La solution des cadres offre de plus un important avantage statique, puisqu’elle permet de créer des points pour la reprise des efforts longitudinaux. En revanche, la reprise des efforts verticaux passe par la création d’importants moments de flexion au sein de la composante horizontale du cadre. Une problématique qui a toutefois pu être résolue en recourant à une forte précontrainte de cet élément (10 câbles pour chaque cadre). Au niveau de l’activation de cette précontrainte, il a fallu tenir compte qu’une part importante des efforts que l’élément horizontal aurait à subir n’apparaîtrait qu’une fois les travées construites, impliquant une mise en tension différée des câbles. 40 % de la tension sera ainsi mise en service directement après le bétonnage, le reste l’étant lors de la construction des travées deux ans plus tard.

Une logistique complexe

Compte tenu des impératifs liés à l’exploitation des voies CFF, notamment la régularité des horaires, la construction des piles proches des voies a essentiellement dû être réalisée de nuit. D’un point de vue logistique, cela signifie que la desserte des chantiers devait se faire principalement par train : machines de forages pour les pieux, installations de mise en place des palplanches ou de bétonnage, évacuation et livraison de matériaux.
Dans certains cas, avant de procéder aux travaux de construction, il a fallu déplacer des voies afin de libérer l’emprise nécessaire pour les points d’appui du nouveau pont. Les piles sont réalisées l’une après l’autre, puisque ces travaux nécessitent tous l’usage du même coffrage fabriqué spécialement pour ce chantier. Selon l’emplacement, la construction d’une pile et de ses fondations prend environ deux mois. 

Les rampes d’accès

La construction des rampes d’accès se fait parallèlement à celle des piles, mais avant celle des travées du pont (fig. 12). Ces rampes ont une longueur totale de 800 mètres sur les quelques 2 400 mètres des deux ponts (Letzigrabenbrücke : rampe ouest 220 mètres et rampe est 210 mètres ; Kohlendreieckbrücke : rampe ouest 220 mètres et rampe est 150 mètres).
A l’instar des autres points d’appui, les rampes sont également fondées sur des pieux, mais dont le diamètre de 90 cm est inférieur à celui des piles. Les pieux des rampes sont espacés de 8,5 mètres et sont construits selon deux parallèles à l’axe du pont, distantes de 6,6 mètres (fig. 11). La section des rampes varie au fur et à mesure que celles-ci s’élèvent (fig. 15). Sur leur partie supérieure, elles comprennent d’abord une dalle de 25 cm qui repose sur deux surépaisseurs longitudinales de 55 cm le long de l’axe des pieux. Puis sont construits deux nouveaux murs verticaux à l’intérieur desquels l’infrastructure ferroviaire sera posée. Enfin, l’érection de murs latéraux de 60 cm sur lesquels repose une dalle horizontale de 62 cm a permis la création d’une cavité servant à récupérer les eaux de pluie qui, collectées dans des bassins d’infiltration, vont ensuite rejoindre la nappe phréatique. Sur les 40 derniers mètres des rampes en direction du pont, la forme des murs latéraux change progressivement afin d’adopter la forme en U de la section des travées du pont.
Dans leurs parties moins élevées, les rampes sont constituées de murs longitudinaux dont les bases sont d’abord reliées ponctuellement dans la partie la moins haute, puis par une dalle continue lorsque la hauteur s’accroît. Le volume entre les murs est alors rempli avec de la grave, recouverte à son tour par une structure bitumineuse sur laquelle la voie sera construite.
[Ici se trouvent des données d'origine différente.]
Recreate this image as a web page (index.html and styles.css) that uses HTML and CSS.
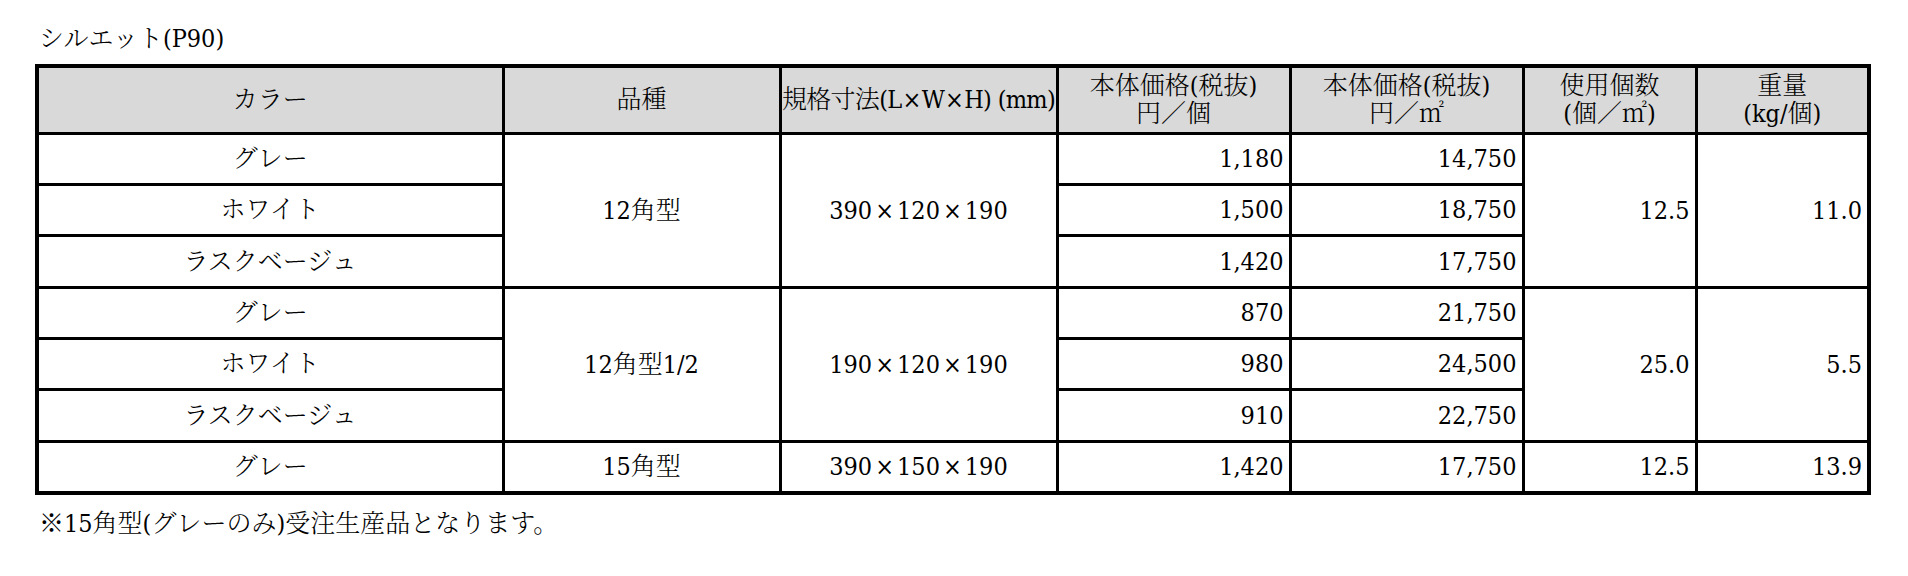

Une solution incontournable et spectaculaire

La spectaculaire méthode de construction du tablier, qui fait appel au gigantesque cintre mobile que les passagers des trains accédant à la gare de Zurich ne peuvent manquer de voir, s’est imposée d’elle-même : compte tenu du contexte, il était inimaginable de créer des points d’appui provisoires pour construire le tablier en béton. C’est donc une solution prévoyant l’usage d’un cintre mobile qui a été imposée lors de l’appel d’offres. La construction devait avoir lieu d’est en ouest, sans perturbation du trafic ferroviaire.
Une des particularités du système retenu tient au fait qu’une grande partie du cintre utilisé à Zurich a été « récupérée » du chantier de construction des ponts à proximité du portail valaisan du tunnel de base du Lötschberg. Il s’agit d’un dispositif d’une longueur totale de 91 mètres qui se répartissent entre le porteur principal (67 m) sur lequel a lieu le bétonnage et d’un avant-bec (24 m) qui permet un appui provisoire du cintre lors du déplacement du cintre. Pour simplifier, on peut présenter la construction de chaque travée en la divisant en deux phases : avancement du cintre et bétonnage (fig. 13).
Pour ce qui concerne la première phase, le cintre commence par être poussé en direction de la pile (ou du cadre) situé à l’extrémité ouest de la travée à bétonner. Le déplacement du cintre est assuré par des vérins qui s’appuient sur la partie déjà construite du pont : grâce à un dispositif relativement simple des points de fixation avec des goupilles, le cintre avance par pas d’environ un mètre. Trois personnes suffisent pour faire avancer le cintre : deux demeurent sur la partie déjà construite du pont à proximité des vérins (le chef de l’avancement actionne les vérins et un manœuvre est chargé de la mise en place des goupilles des points d’appui fig. 14), alors que la troisième personne, en contact radio permanent avec le responsable de l’actionnement des vérins, se trouve à l’autre extrémité du cintre et assure que le dispositif reste dans l’axe théorique du pont. Une fois le point d’appui ouest atteint par l’extrémité du bec, on installe à son sommet un appui provisoire (« Y-Bock ») sur le sommet duquel le bec pourra continuer à glisser jusqu’à que le porteur principal atteigne à son tour la tête de la pile suivante. 
Une fois ledit porteur principal en place, la seconde phase peut commencer : mise en place du coffrage, des armatures et des câbles longitudinaux de précontrainte, et enfin bétonnage à proprement parler.
La travée est coulée en deux étapes. La première consiste à réaliser la partie inférieure de la section – à savoir la cuvette du pont dans laquelle viendra s’insérer la voie ferrée – alors que la seconde permet de compléter la section en achevant la partie supérieure des parois inclinées. Pour la première étape, 340 m3de béton sont livrés par des camions qui accèdent au chantier à partir de la rampe est et alimentent une pompe installée sur le cintre. Deux jours plus tard, on procède au bétonnage de la seconde étape durant laquelle ce sont cette fois 120 m3 de béton qui sont mis en place (les chiffres donnés correspondent à une travée moyenne de 50 mètres). 
Une semaine après le bétonnage de la première étape, 50 % de la précontrainte (50 % de fck, cube ? 25 N/mm2) est mise en tension, le solde (107 % de fck, cube ? 32 N/mm2) étant appliqué sept jours plus tard.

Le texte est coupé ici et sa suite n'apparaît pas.